17 Apr Thousands of Australian visa decisions may be affected by high court ruling, experts warn
Migration and legal experts have warned the true number of visa decisions affected by invalid refusals of ministerial intervention is likely to be in the tens of thousands, after the high court rejected bureaucrats’ ability to block applications.
Advocates fear the court’s decision on Tuesday rejecting a Coalition-era policy that cases must show “unique or exceptional circumstances” could result in a hasty legislative fix.
Instead, they are urging the government to consider granting visas to desperate applicants including women fleeing domestic violence, asylum seekers who arrived by boat and exploited workers.
A majority of judges of the high court found that home affairs department decisions in line with the 2016 instruction not to send cases to the minister unless they met subjective criteria were not consistent with the Migration Act, which gives the power to intervene to the minister “personally”.
Abul Rizvi, former deputy secretary of the immigration department, said it was an “extraordinary decision”.
Rizvi said given the act contains several powers of personal intervention it was “a certainty” the number of applicants affected since 2016 would run into the tens of thousands.
Rizvi said although the “god-like powers” in the act mean the minister cannot be compelled to make a decision, the court had ruled it “still has to be the minister’s decision not to consider” an application.
“You can’t have a request for ministerial intervention not going to them at all, they have to touch the minister at some point,” he said.
“[Former immigration minister] Peter Dutton designed a system that meant the vast majority never went near him.

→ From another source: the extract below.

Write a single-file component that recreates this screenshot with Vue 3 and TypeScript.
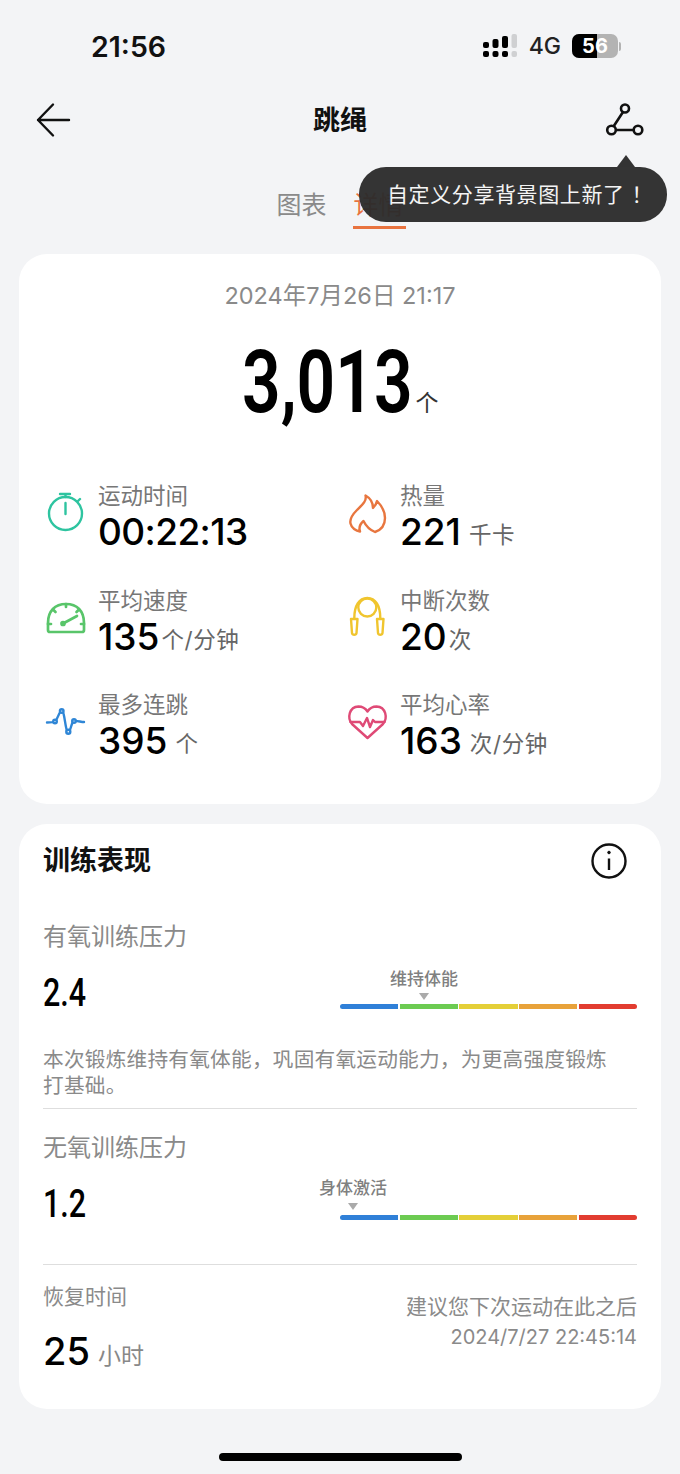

“[Current minister] Andrew Giles would never do any other work in his life if had to deal with them all.”
Sanmati Verma, managing lawyer at the Human Rights Law Centre, agreed that tens of thousands of decisions were probably affected, given the many applicants “who are forced to supplicate before the minister for a better outcome than they received at the tribunal”.
Verma said the decision may also affect “people who arrive by boat and are at the mercy of the minister’s powers” before they can apply for a bridging visa, including 12,000 people who were refused protection visas through the fast-track process.
“The decision has far-reaching consequences for these people and the administration of the minister’s personal powers across the board,” she said.
Verma noted that justice James Edelman had observed the act could be amended to permit departmental officials “to exercise a liberty to decide whether to refer to the minister an application for the exercise of the personal override power”.
The decision shows “the need for a serious reckoning about the minister’s powers under the act”, she said.
Stephanie Lee, a senior solicitor at the Immigration Advice and Rights Centre, said a legislative fix is most likely but her community legal centre “hopes that the outcome of this case results in the minister looking into more of these cases”.
“They’re people at the end of the road, who’ve exhausted every other avenue … in very desperate situations,” she said.
Lee cited women fleeing domestic violence whose partners promised but then failed to apply for partner visas, leaving them with “Australian citizen children and no other visa options in Australia”. “We see this form of immigration-related abuse occur frequently,” she said.
Another category of applicants is exploited workers, who due to the exploitation no longer meet the criteria for nomination for permanent residency, resulting in their presence in Australia unlawful.
“We’re very excited by this case,” Lee said. “We hope for more oversight by the minister considering these situations more closely.”
On Thursday Giles said the decision was “very substantial” and the government is “carefully considering [it] and taking advice”.
Asked if thousands could be affected, Giles repeated that taking advice was “the only responsible course of action”.